7 tests, 7 assertions, 0 failures, 0 errors
>Exit code: 0
I'm pleased with how easy it is to write and run unit tests in ruby. There was very little friction. Next up: building a binary tree out of the tokens.

Sunday, 20 January 2008

Discovering compilers

My first exercise for learning how compilers work is to write a program that takes a string containing a mathematical expression and evaluates the result e.g. "2+3*7" => 23. I will be implementing it using Ruby and will write unit tests as I go. Since my goal is to learn the underlying concepts of compiler construction, I am avoiding any libraries/functionality provided by Ruby that would make it too easy. The first implementation will ignore whitespace and accept strings containing integers and the 4 standard operators (plus, minus, multiply, divide).

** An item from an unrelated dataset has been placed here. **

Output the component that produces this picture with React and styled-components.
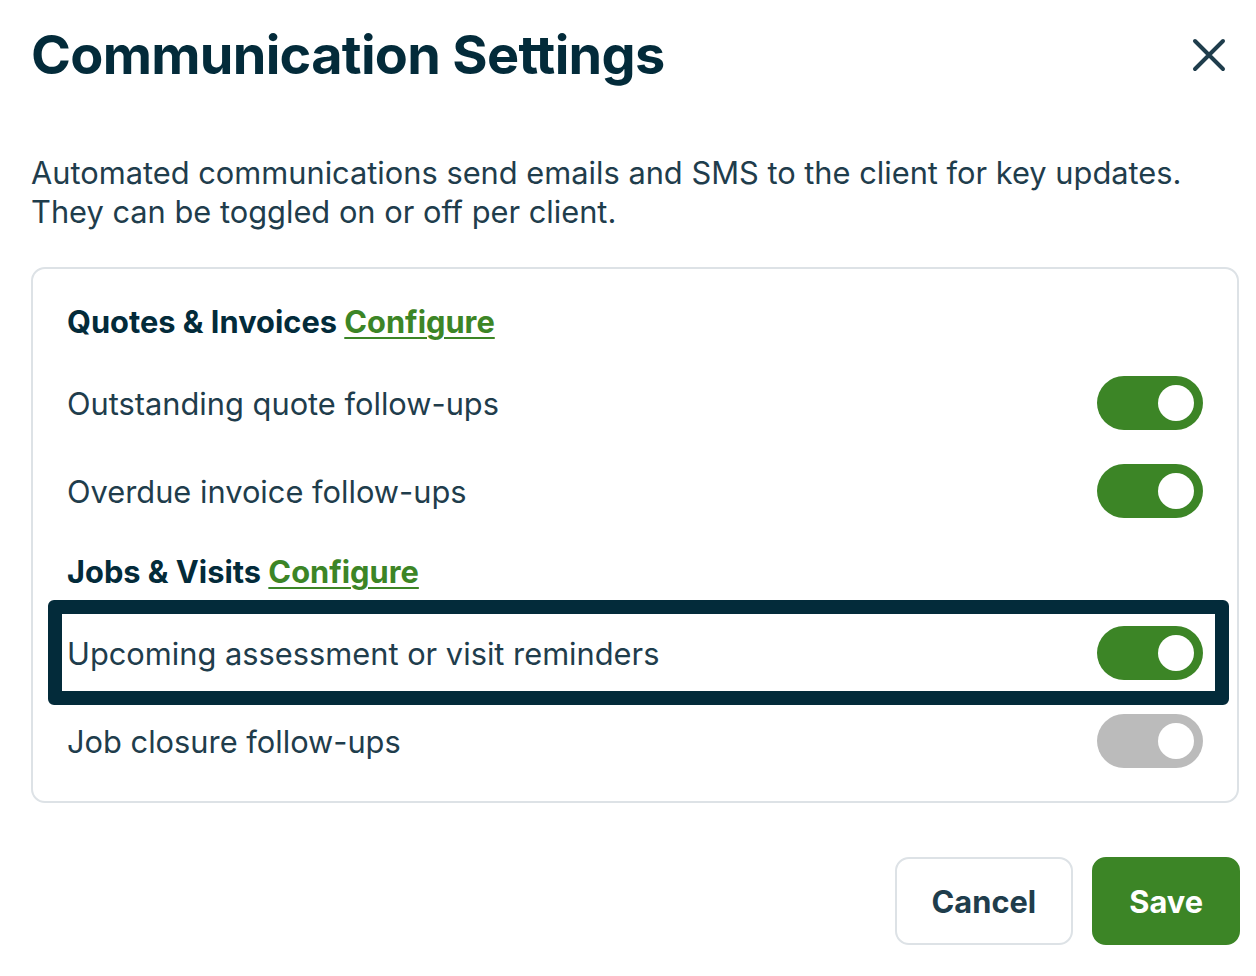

The second implementation will report syntax errors and accept decimal numbers and parentheses. According to my research on Wikipedia, this exercise can be broken into the following steps:

  1. lexical analysis (identifying the tokens that appear in the string)
  2. syntactic analysis (assembling the tokens into a tree)
  3. semantic analysis (evaluating the tree for a result)
I will implement the lexical analysis step using regular expressions. They are well suited for the task and I need the practice with them. The syntactic analysis is the tricky bit because I have to follow order of operations. The semantic analysis will be trivial as it simply requires a recursive algorithm executed on the root node of the tree. Next up: Implementing lexical analysis.